_EXERCISE TASK_: Scan the entries below for the word "React". Copy each line that has it.
· · · · ·
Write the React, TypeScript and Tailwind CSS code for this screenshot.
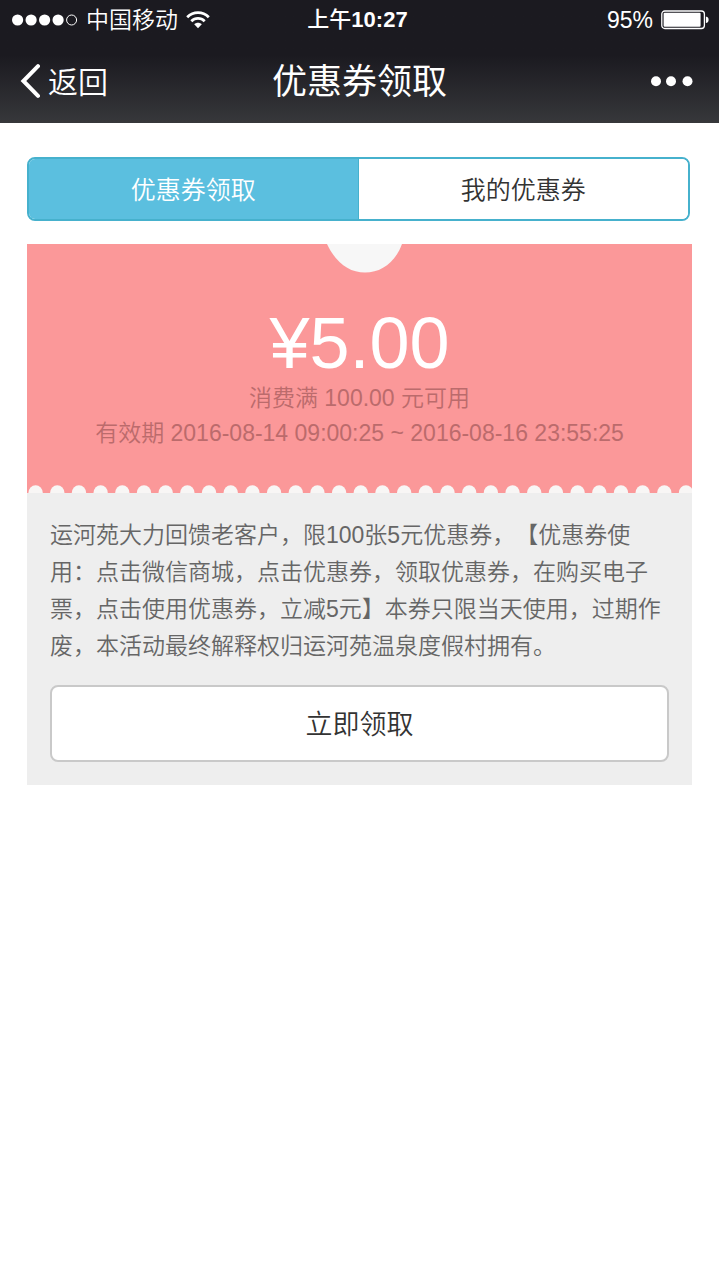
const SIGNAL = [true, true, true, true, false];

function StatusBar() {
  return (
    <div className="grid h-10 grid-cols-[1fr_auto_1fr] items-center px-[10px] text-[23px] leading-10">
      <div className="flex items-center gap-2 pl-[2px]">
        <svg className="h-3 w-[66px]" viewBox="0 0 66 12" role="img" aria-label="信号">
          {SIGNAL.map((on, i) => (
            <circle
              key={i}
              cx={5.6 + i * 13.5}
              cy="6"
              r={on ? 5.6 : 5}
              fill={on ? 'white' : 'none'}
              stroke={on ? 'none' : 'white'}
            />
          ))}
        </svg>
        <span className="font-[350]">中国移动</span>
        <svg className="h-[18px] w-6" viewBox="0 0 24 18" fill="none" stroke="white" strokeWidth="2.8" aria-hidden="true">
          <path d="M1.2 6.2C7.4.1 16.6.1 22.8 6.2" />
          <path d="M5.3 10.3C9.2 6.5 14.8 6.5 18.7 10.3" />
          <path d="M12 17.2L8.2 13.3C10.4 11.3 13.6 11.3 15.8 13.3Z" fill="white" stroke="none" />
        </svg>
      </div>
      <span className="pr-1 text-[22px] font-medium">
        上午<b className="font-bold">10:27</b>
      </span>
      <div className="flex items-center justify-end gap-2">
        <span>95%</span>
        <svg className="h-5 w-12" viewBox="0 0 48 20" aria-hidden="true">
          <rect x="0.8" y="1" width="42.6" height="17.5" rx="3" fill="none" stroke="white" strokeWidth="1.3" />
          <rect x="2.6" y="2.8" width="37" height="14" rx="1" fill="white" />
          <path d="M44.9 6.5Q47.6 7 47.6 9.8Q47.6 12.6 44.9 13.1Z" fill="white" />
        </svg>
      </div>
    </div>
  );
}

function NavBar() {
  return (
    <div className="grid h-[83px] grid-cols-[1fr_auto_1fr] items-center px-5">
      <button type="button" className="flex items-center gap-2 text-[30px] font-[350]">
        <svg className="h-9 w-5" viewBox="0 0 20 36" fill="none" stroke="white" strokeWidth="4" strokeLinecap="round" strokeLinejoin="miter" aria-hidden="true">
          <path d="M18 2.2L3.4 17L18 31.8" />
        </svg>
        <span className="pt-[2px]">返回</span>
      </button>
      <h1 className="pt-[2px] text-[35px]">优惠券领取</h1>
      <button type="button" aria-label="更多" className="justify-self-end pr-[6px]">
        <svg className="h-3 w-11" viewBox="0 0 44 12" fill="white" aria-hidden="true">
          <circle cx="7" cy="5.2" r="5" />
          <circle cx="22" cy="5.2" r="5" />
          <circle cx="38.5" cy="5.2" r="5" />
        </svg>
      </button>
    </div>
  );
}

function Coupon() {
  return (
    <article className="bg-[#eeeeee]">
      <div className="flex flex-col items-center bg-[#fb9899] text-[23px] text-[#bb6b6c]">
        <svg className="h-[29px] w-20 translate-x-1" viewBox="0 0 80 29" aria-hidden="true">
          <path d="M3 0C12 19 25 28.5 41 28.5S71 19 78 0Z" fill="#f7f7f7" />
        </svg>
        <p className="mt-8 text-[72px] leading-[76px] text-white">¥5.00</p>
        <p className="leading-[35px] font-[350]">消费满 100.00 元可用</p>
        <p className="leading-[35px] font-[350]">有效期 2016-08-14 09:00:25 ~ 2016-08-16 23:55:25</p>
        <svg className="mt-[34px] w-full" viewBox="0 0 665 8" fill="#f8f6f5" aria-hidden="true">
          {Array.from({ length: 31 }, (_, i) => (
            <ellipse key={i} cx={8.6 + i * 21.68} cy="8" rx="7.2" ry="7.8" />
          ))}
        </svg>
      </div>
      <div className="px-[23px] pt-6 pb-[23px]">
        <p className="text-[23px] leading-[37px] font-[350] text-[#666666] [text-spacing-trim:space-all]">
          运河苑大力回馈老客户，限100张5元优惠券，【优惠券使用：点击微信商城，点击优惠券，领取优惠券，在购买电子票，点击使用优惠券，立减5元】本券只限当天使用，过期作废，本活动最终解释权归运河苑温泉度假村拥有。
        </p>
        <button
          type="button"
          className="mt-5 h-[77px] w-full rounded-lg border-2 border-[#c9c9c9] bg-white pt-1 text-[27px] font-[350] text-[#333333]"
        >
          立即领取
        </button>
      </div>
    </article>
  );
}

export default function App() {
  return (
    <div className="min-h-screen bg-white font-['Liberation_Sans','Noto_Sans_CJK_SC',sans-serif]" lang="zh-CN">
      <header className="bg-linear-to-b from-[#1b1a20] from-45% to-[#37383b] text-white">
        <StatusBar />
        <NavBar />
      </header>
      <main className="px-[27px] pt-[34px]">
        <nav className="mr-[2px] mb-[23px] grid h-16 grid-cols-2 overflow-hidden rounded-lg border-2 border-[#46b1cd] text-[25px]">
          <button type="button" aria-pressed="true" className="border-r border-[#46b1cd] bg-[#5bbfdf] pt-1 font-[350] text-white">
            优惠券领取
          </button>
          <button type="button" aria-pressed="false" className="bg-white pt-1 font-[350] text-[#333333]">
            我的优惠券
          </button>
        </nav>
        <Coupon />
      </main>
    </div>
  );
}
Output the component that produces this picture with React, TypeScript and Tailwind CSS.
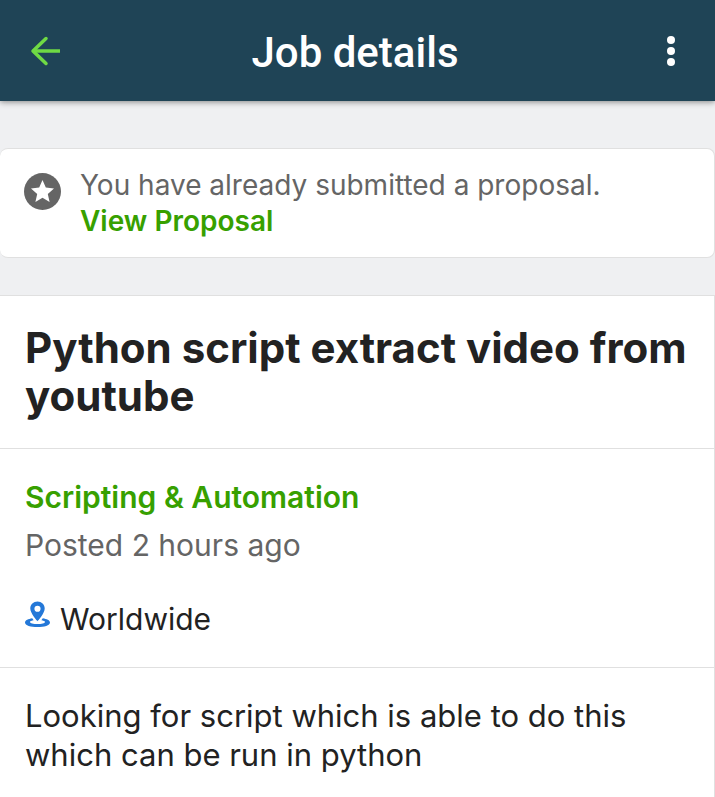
· · · · ·
_EXERCISE RESULT_:
Write the React, TypeScript and Tailwind CSS code for this screenshot.
Output the component that produces this picture with React, TypeScript and Tailwind CSS.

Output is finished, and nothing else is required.